Well, I s'pose you all wanna know how my lunch date went with my hub's ex-girlfriend, huh? The one who drove the Trans Am and made my vida la miserabla?
Well, let's just say I was ready with squirt gun and sharpie in hand (In case she needed more facial hair, which she did.)
I was going to get hair extensions and eye lash extensions and silicone extensions before I showed my face at lunch, but I decided that would put me at an unfair advantage, you know. So instead I just decided to wear my t-shirt that says Nani Nani Boo Boo.
I probably should have gone with the extensions because even with a sharpie it was almost impossible to make my hub's ex look bad.
But where there's a will, there's a way. Am I right, or am I right?
Seriously though, she's like a Charlies angel.
Jealous? Who me?
Nah, just trying to decide if I should do the peace sign. Behind her head. Because after all these years I think I'm finally mature enough to call a truce.
For the record, the lunch wasn't just with my hub's ex. It was with a bunch of smarty-pants girls from high school and since I'm such a dummy, this is my first invitation.
So while everyone was sharing what they have made of themselves since high school . . .
I began to sweat because I couldn't think of anything I've made of myself, so I was like, Project Manager? Me too. I'm a project manager too. And they were like oh really, do tell what kinds of projects you manage? And I was like um . . . I manage to get out of bed each morning. And I manage to get my dishes done almost every other day. And I manage to keep my oldest son from starving--now there's a HUGE project. And . . . and . . . and . . .
But that just turned the conversation to food prep. Food prep, food prep, food prep, that's all smart girls talk about. They know their food prep.
And coincidentally, the restaurant where we ate, Molly's, just so happened to be owned by my prom date, who also knows his food prep. (What a YUM-O restaurant.) (BTW, lucikly he had plenty of facial hair so I didn't need to use my Sharpie on him.)
Ironically he and I had a foods class together in high school so at least one of us was paying attention.
We also won a cake decorating contest together with our rendition of a hamburger, complete with real lettuce and tomatoes. (Hey, it was the 80's! There was no Cake Boss, or fondant, or hanging chads. It was easy to stuff a ballot box in the olden days.)
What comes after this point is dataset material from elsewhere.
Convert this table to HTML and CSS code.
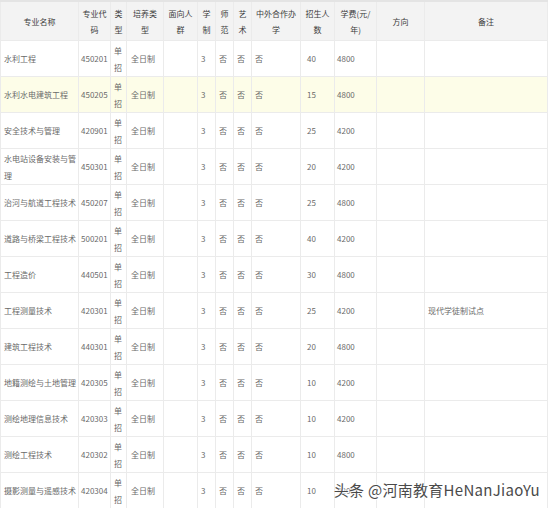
FILE: index.html
```html
<!DOCTYPE html>
<html lang="zh">
<head>
<meta charset="utf-8">
<title>专业表</title>
<link rel="stylesheet" href="styles.css">
</head>
<body>
<div class="page">
<table class="plan">
<colgroup>
<col class="c-name"><col class="c-code"><col class="c-type"><col class="c-mode"><col class="c-aud"><col class="c-yrs"><col class="c-norm"><col class="c-art"><col class="c-coop"><col class="c-num"><col class="c-fee"><col class="c-dir"><col class="c-note">
</colgroup>
<thead>
<tr><th>专业名称</th><th>专业代码</th><th>类型</th><th>培养类型</th><th>面向人群</th><th>学制</th><th>师范</th><th>艺术</th><th>中外合作办学</th><th>招生人数</th><th>学费(元/年)</th><th>方向</th><th>备注</th></tr>
</thead>
<tbody>
<tr><td>水利工程</td><td>450201</td><td>单招</td><td>全日制</td><td></td><td>3</td><td>否</td><td>否</td><td>否</td><td>40</td><td>4800</td><td></td><td></td></tr>
<tr class="hl"><td>水利水电建筑工程</td><td>450205</td><td>单招</td><td>全日制</td><td></td><td>3</td><td>否</td><td>否</td><td>否</td><td>15</td><td>4800</td><td></td><td></td></tr>
<tr><td>安全技术与管理</td><td>420901</td><td>单招</td><td>全日制</td><td></td><td>3</td><td>否</td><td>否</td><td>否</td><td>25</td><td>4200</td><td></td><td></td></tr>
<tr><td>水电站设备安装与管理</td><td>450301</td><td>单招</td><td>全日制</td><td></td><td>3</td><td>否</td><td>否</td><td>否</td><td>20</td><td>4200</td><td></td><td></td></tr>
<tr><td>治河与航道工程技术</td><td>450207</td><td>单招</td><td>全日制</td><td></td><td>3</td><td>否</td><td>否</td><td>否</td><td>25</td><td>4800</td><td></td><td></td></tr>
<tr><td>道路与桥梁工程技术</td><td>500201</td><td>单招</td><td>全日制</td><td></td><td>3</td><td>否</td><td>否</td><td>否</td><td>40</td><td>4200</td><td></td><td></td></tr>
<tr><td>工程造价</td><td>440501</td><td>单招</td><td>全日制</td><td></td><td>3</td><td>否</td><td>否</td><td>否</td><td>30</td><td>4800</td><td></td><td></td></tr>
<tr><td>工程测量技术</td><td>420301</td><td>单招</td><td>全日制</td><td></td><td>3</td><td>否</td><td>否</td><td>否</td><td>25</td><td>4200</td><td></td><td>现代学徒制试点</td></tr>
<tr><td>建筑工程技术</td><td>440301</td><td>单招</td><td>全日制</td><td></td><td>3</td><td>否</td><td>否</td><td>否</td><td>20</td><td>4800</td><td></td><td></td></tr>
<tr><td>地籍测绘与土地管理</td><td>420305</td><td>单招</td><td>全日制</td><td></td><td>3</td><td>否</td><td>否</td><td>否</td><td>10</td><td>4200</td><td></td><td></td></tr>
<tr><td>测绘地理信息技术</td><td>420303</td><td>单招</td><td>全日制</td><td></td><td>3</td><td>否</td><td>否</td><td>否</td><td>10</td><td>4200</td><td></td><td></td></tr>
<tr><td>测绘工程技术</td><td>420302</td><td>单招</td><td>全日制</td><td></td><td>3</td><td>否</td><td>否</td><td>否</td><td>10</td><td>4800</td><td></td><td></td></tr>
<tr><td>摄影测量与遥感技术</td><td>420304</td><td>单招</td><td>全日制</td><td></td><td>3</td><td>否</td><td>否</td><td>否</td><td>10</td><td>4200</td><td></td><td></td></tr>
</tbody>
</table>
<div class="mark">头条 @河南教育HeNanJiaoYu</div>
</div>
</body>
</html>
```

FILE: styles.css
```css
html, body {
  margin: 0;
  padding: 0;
  background: #ffffff;
}
.page {
  position: relative;
  width: 549px;
  height: 508px;
  overflow: hidden;
}
.plan {
  border-collapse: collapse;
  table-layout: fixed;
  width: 547px;
  font-family: "Noto Sans CJK SC", "Noto Sans", sans-serif;
  font-size: 8px;
  color: #6a6a6a;
}
.c-name { width: 78px; }
.c-code { width: 32px; }
.c-type { width: 16px; }
.c-mode { width: 37px; }
.c-aud { width: 34px; }
.c-yrs { width: 18px; }
.c-norm { width: 18px; }
.c-art { width: 18px; }
.c-coop { width: 49px; }
.c-num { width: 34px; }
.c-fee { width: 42px; }
.c-dir { width: 48px; }
.c-note { width: 123px; }
.plan th, .plan td {
  border: 1px solid #ebebeb;
  vertical-align: middle;
  word-break: break-all;
  overflow: hidden;
}
.plan th {
  background: #f3f3f3;
  color: #3c3c3c;
  font-weight: normal;
  height: 36px;
  line-height: 16px;
  padding: 2px 3px 0;
  text-align: center;
}
.plan thead tr {
  border-top: 2px solid #e4e4e4;
}
.plan td {
  height: 36px;
  box-sizing: border-box;
  line-height: 17px;
  padding: 0 0 0 3px;
  text-align: left;
}
.plan td:nth-child(2) { padding-left: 2px; }
.plan td:nth-child(4) { padding-left: 4px; }
.plan td:nth-child(10) { padding-left: 6px; }
.plan td:nth-child(11) { padding-left: 2px; }
.plan tr.hl td { background: #fdfde8; }
.mark {
  position: absolute;
  right: 9px;
  bottom: 9px;
  font-family: "Noto Sans CJK SC", "Noto Sans", sans-serif;
  font-size: 15px;
  line-height: 18px;
  letter-spacing: 0.3px;
  color: #4a4a4a;
  text-shadow: 0 0 2px #ffffff, 0 0 2px #ffffff, 1px 1px 1px #ffffff;
}
```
BTW, yes, I took the opportunity to apologize, after all these years, for wearing such a terrible, horrible, no good, very bad dress to his senior dinner dance.
(For the record, and just to clear the air, we never did any smooching. Mostly because he didn't like Lionel Richie, and how can anyone kiss a guy who doesn't like Lionel Richie?)
So all the smart girls asked my prom date if he would take us on a tour of his kitchen. Go figure!
But, OMGOSH, it was three times the size of Vermont. And probably three times cleaner. And the bakery walls were lined with Betty Crocker cake mixes and red velvet sheet cakes, and there were two big smokers in the back, and a bin full of hickory smoked wood, and the smart girls were like, Mmmmm I can smell the brisket, and I was like, what's a brisket?
Bottom line, if you ever go to lunch with your hub's ex, I highly recommend Molly's! Tell my prom date I sent you and I bet he'll make you a hamburger cake. On the house.